On stage Kaplan joked with the audience, “Thanks for coming this close to us – and no closer.” Then the audience sat back and took it all in – the music, the stars, even the bats that darted around the night sky over their heads. One even slipped inside the white gallery behind the musicians.

It was definitely unusual to play a distance show, Kaplan said, but he hopes there are some positives to the weirdness of it all. “You know, it’s like wearing a mask,” he said, “Nobody is like, ‘Yeah. I love wearing a mask!’ But if you’re not a creep you wear one. This may not be the best setting for a show, but it’s the only setting for a show.”

After a set of songs pulled from Yo La Tengo’s vast catalog – with a bunch of covers sprinkled in – Kaplan closed the night by telling the audience, “Hope the next time we see you we’re a little closer together.”

He wasn’t alone with that wish. As Henry Thomas of Rhinebeck, New York packed up his chair he agreed the experience was – well – distant. “It felt a little more impersonal than the live music experience I’m used to,” Thomas said, adding, “But I’m kind of used to weird at this point, so it wasn’t all that different. You know everything’s weird nowadays, so I really enjoyed it.”

His friend Sarah Marlin who’s from Saratoga Springs agreed. “Normally concerts I feel are like super communal things, and you get to talk to the people you’re sitting next to,” she said.

At a pre-coronavirus show Doug Jones said he’d be shoulder-to-shoulder with other fans as close to the stage as possible. But here he was perfectly happy to be sequestered in his little square with a band he loves doing what it does best. “Yo La Tango’s music just takes up so much space that it sort of fills everything up,” he said. “It feels very intimate. And we’re all together in the music – even if we’re arm’s length away.”

Jones’s wife Paula Buxbaum was grateful he was able to score tickets to a rare event that sold out in about 30 minutes. “I literally – like five different times – looked up at the stars and was just like, ‘Ah, I’m just so lucky to be here,” she said sighing and laughing. “I can’t believe it.”

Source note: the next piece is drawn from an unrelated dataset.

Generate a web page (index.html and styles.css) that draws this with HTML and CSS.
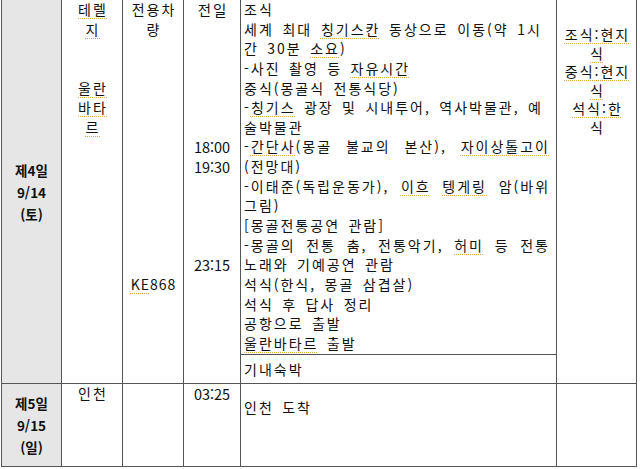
FILE: index.html
```html
<!DOCTYPE html>
<html lang="ko">
<head>
<meta charset="utf-8">
<title>일정표</title>
<link rel="stylesheet" href="styles.css">
</head>
<body>
<table class="itin">
  <colgroup>
    <col class="c-day">
    <col class="c-place">
    <col class="c-car">
    <col class="c-time">
    <col class="c-plan">
    <col class="c-meal">
  </colgroup>
  <tr class="row-main">
    <td class="day" rowspan="2"><div class="day-text">제4일<br>9/14<br>(토)</div></td>
    <td class="place" rowspan="2">
      <div class="ln"><span class="sp">테렐</span></div>
      <div class="ln"><span class="sp">지</span></div>
      <div class="ln">&nbsp;</div>
      <div class="ln">&nbsp;</div>
      <div class="ln"><span class="sp">울란</span></div>
      <div class="ln"><span class="sp">바타</span></div>
      <div class="ln"><span class="sp">르</span></div>
    </td>
    <td class="car" rowspan="2">
      <div class="ln">전용차</div>
      <div class="ln">량</div>
      <div class="ln">&nbsp;</div>
      <div class="ln">&nbsp;</div>
      <div class="ln">&nbsp;</div>
      <div class="ln">&nbsp;</div>
      <div class="ln">&nbsp;</div>
      <div class="ln">&nbsp;</div>
      <div class="ln">&nbsp;</div>
      <div class="ln">&nbsp;</div>
      <div class="ln">&nbsp;</div>
      <div class="ln">&nbsp;</div>
      <div class="ln">&nbsp;</div>
      <div class="ln">&nbsp;</div>
      <div class="ln code"><span class="sp">KE</span>868</div>
    </td>
    <td class="time" rowspan="2">
      <div class="ln hangul">전일</div>
      <div class="ln">&nbsp;</div>
      <div class="ln">&nbsp;</div>
      <div class="ln">&nbsp;</div>
      <div class="ln">&nbsp;</div>
      <div class="ln">&nbsp;</div>
      <div class="ln">&nbsp;</div>
      <div class="ln">18:00</div>
      <div class="ln">19:30</div>
      <div class="ln">&nbsp;</div>
      <div class="ln">&nbsp;</div>
      <div class="ln">&nbsp;</div>
      <div class="ln">&nbsp;</div>
      <div class="ln">23:15</div>
    </td>
    <td class="plan">
      <div class="ln">조식</div>
      <div class="ln full short">세계 최대 <span class="sp">칭기스칸</span> 동상으로 이동(약 1시</div>
      <div class="ln">간 30분 <span class="sp">소요</span>)</div>
      <div class="ln">-사진 촬영 등 <span class="sp">자유시간</span></div>
      <div class="ln">중식(몽골식 전통식당)</div>
      <div class="ln full short">-<span class="sp">칭기스</span> 광장 및 시내투어, 역사박물관, 예</div>
      <div class="ln">술박물관</div>
      <div class="ln full">-<span class="sp">간단사</span>(몽골 불교의 본산), <span class="sp">자이상톨고이</span></div>
      <div class="ln">(전망대)</div>
      <div class="ln full">-이태준(독립운동가), <span class="sp">이흐</span> <span class="sp">텡게링</span> 암(바위</div>
      <div class="ln">그림)</div>
      <div class="ln">[몽골전통공연 관람]</div>
      <div class="ln full">-몽골의 전통 춤, 전통악기, <span class="sp">허미</span> 등 전통</div>
      <div class="ln">노래와 기예공연 관람</div>
      <div class="ln">석식(한식, 몽골 삼겹살)</div>
      <div class="ln">석식 후 답사 정리</div>
      <div class="ln">공항으로 출발</div>
      <div class="ln"><span class="sp">울란바타르</span> 출발</div>
    </td>
    <td class="meal" rowspan="2">
      <div class="mln"><span class="sp">조식:현지</span></div>
      <div class="mln"><span class="sp">식</span></div>
      <div class="mln"><span class="sp">중식:현지</span></div>
      <div class="mln"><span class="sp">식</span></div>
      <div class="mln"><span class="sp">석식:한</span></div>
      <div class="mln">식</div>
    </td>
  </tr>
  <tr class="row-night">
    <td class="plan night">기내숙박</td>
  </tr>
  <tr class="row-day5">
    <td class="day"><div class="day-text">제5일<br>9/15<br>(일)</div></td>
    <td class="place"><div class="ln">인천</div></td>
    <td class="car"></td>
    <td class="time"><div class="ln">03:25</div></td>
    <td class="plan arrive"><div class="ln">인천 도착</div></td>
    <td class="meal"></td>
  </tr>
</table>
</body>
</html>
```

FILE: styles.css
```css
html, body {
  margin: 0;
  padding: 0;
  background: #ffffff;
}

body {
  font-family: "Noto Sans CJK KR", "Noto Sans", sans-serif;
  font-size: 14px;
  color: #111111;
  overflow: hidden;
}

.itin {
  border-collapse: collapse;
  table-layout: fixed;
  width: 636px;
  margin: -1px 0 0 1px;
}

.c-day { width: 60px; }
.c-place { width: 61px; }
.c-car { width: 61px; }
.c-time { width: 57px; }
.c-plan { width: 316px; }
.c-meal { width: 80px; }

.itin td {
  border: 1px solid #555555;
  padding: 0;
  vertical-align: top;
}

.ln {
  height: 19.65px;
  line-height: 19.65px;
  white-space: nowrap;
}

.row-main { height: 355px; }
.row-night { height: 29px; }
.row-day5 { height: 83px; }

.day {
  background: #e6e6e6;
  text-align: center;
  vertical-align: middle !important;
  font-size: 13.5px;
}

.day-text {
  font-weight: bold;
  line-height: 22px;
}

.place, .car, .time {
  text-align: center;
}

.place, .car, .plan, .meal, .hangul {
  letter-spacing: 2px;
  word-spacing: 2.5px;
}

.place .ln, .car .ln, .meal .mln, .hangul {
  padding-left: 2px;
}

.car .code {
  letter-spacing: 1px;
  padding-left: 1px;
}

.time {
  font-size: 14.5px;
}

.plan {
  padding: 0 6px 0 3px !important;
}

.plan .full {
  text-align: justify;
  text-align-last: justify;
}

.plan .short {
  margin-right: 8px;
}

.night {
  vertical-align: middle !important;
  line-height: 19px;
}

.arrive {
  padding-top: 14px !important;
}

.meal {
  text-align: center;
  padding-top: 25px !important;
}

.mln {
  line-height: 18.5px;
  white-space: nowrap;
}

.sp {
  text-decoration: underline dotted #e0a848;
  text-decoration-thickness: 1px;
  text-underline-offset: 3px;
}
```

Her husband continued her thought, “Especially with this setup, and this band, and this few people, at this time – you know, all these things aren’t going to come together again.”

But if the same stars did align again the show would have to be even smaller. Governor Baker’s revised guidelines that went into effect just days after the Yo La Tengo shows reduce outdoor event capacity from 100 people to 50. Sue Killam said her team is planning to roll the even tinier headcount for future shows because it’s part of Mass MoCA’s mission – even if the economics don’t make much sense. Before the pandemic 70% of the museum’s revenue was fueled by live performances.

“I think like every business we’re trying to get through to the other side,” Killam said. She explained how the museum staff has been asking themselves questions over the past few months including, “What can we hold on to while we’re here? And what’s important? You know, we’re doing something for our community, and we’re definitely doing something for the artists.”

Looking ahead Killam doesn’t think protocols like masks and distance will stop fans from wanting to commune at shows. “I think people are hungry and craving this live music experience,” she said, “so when the time comes and it makes sense people will come – and artists will play – that’s what I am sure about.”